To be done » State only how many lines contain the string "index".

Dataset content »
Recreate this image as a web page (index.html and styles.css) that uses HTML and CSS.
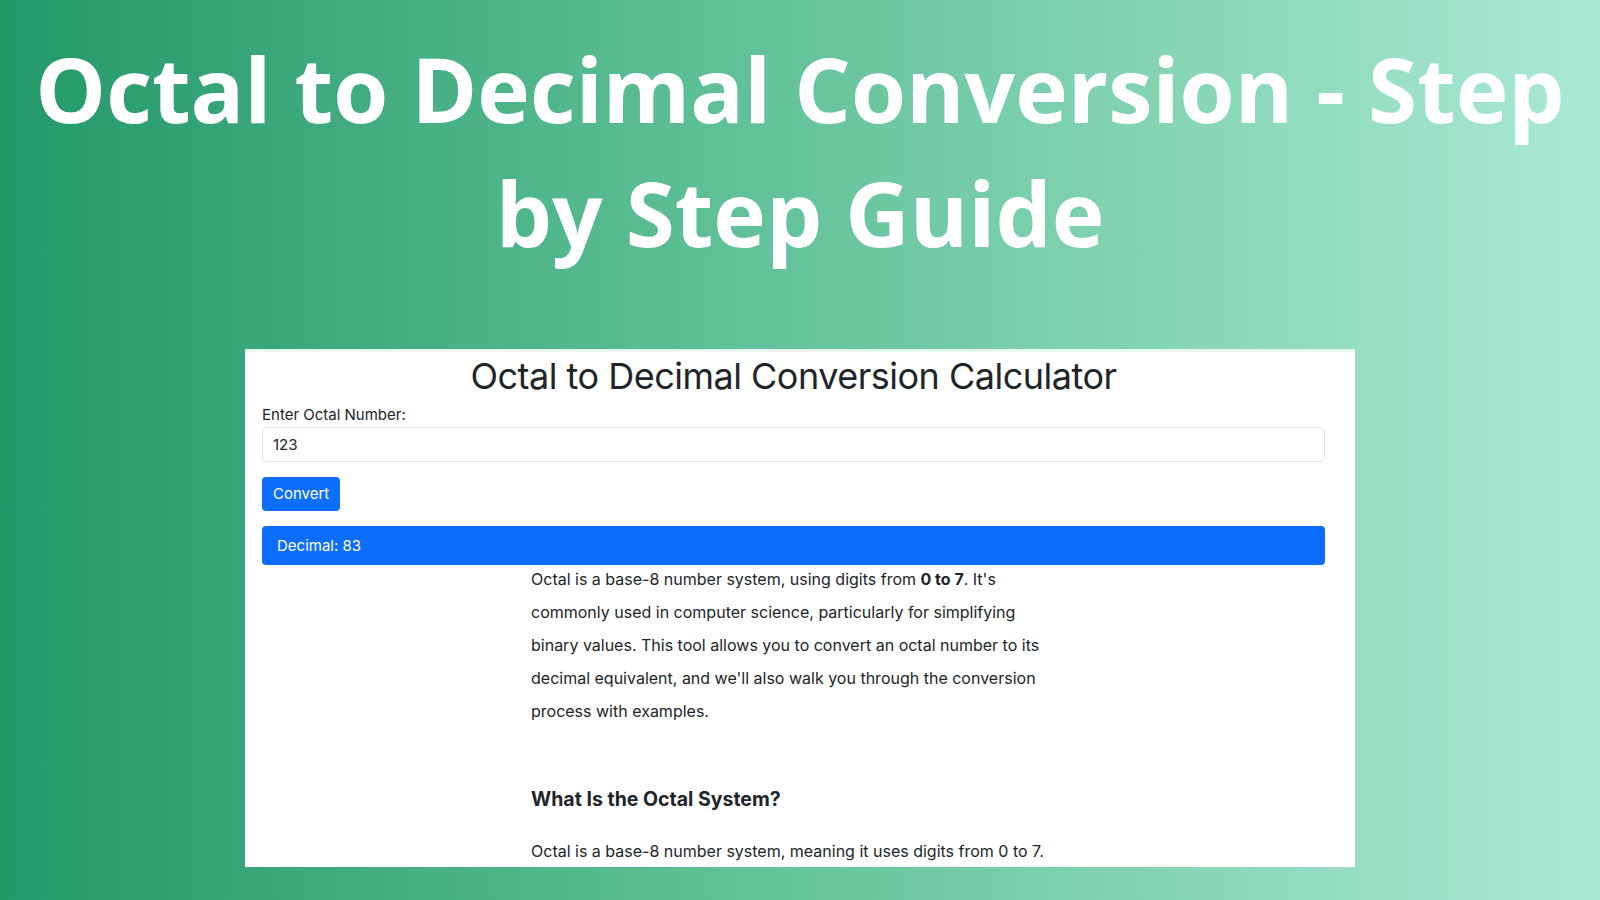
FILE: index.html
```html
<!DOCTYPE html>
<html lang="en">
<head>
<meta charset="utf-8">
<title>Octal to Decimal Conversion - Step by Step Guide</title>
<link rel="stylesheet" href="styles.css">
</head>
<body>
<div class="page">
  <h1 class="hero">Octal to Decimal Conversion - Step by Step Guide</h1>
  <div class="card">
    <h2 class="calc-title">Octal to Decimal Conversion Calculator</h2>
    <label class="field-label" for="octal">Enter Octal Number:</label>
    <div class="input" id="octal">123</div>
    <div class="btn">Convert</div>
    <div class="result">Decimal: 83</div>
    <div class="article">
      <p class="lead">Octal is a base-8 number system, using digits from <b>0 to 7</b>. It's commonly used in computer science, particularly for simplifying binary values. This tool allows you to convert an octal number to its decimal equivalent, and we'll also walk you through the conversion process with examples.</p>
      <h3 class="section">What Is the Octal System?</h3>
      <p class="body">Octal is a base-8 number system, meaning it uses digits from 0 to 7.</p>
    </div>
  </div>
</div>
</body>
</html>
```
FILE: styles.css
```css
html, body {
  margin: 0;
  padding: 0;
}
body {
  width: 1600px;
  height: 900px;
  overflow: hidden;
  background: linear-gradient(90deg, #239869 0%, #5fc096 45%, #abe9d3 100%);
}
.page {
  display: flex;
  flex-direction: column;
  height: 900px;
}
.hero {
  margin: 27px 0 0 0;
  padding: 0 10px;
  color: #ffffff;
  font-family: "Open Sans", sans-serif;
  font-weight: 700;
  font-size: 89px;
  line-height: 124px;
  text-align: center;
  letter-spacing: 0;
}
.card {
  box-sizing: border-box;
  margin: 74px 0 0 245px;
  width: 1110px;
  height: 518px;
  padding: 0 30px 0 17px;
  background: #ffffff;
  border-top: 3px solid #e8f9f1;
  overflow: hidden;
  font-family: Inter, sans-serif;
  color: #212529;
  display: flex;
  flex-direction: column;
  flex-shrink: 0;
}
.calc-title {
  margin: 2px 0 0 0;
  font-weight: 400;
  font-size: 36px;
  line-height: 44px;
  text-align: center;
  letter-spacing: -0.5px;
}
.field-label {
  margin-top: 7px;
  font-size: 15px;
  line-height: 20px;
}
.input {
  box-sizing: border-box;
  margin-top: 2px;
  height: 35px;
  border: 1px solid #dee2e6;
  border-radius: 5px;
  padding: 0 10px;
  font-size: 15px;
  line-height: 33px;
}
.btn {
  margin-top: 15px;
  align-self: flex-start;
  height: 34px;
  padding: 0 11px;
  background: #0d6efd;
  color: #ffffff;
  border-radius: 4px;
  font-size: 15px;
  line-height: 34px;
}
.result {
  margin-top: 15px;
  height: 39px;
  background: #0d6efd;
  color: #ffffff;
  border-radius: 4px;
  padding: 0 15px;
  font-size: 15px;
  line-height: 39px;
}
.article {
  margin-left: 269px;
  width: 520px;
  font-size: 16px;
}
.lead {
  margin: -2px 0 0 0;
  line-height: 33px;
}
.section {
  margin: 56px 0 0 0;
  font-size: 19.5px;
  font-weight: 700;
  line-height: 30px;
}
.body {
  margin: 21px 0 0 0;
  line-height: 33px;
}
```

Written response » 2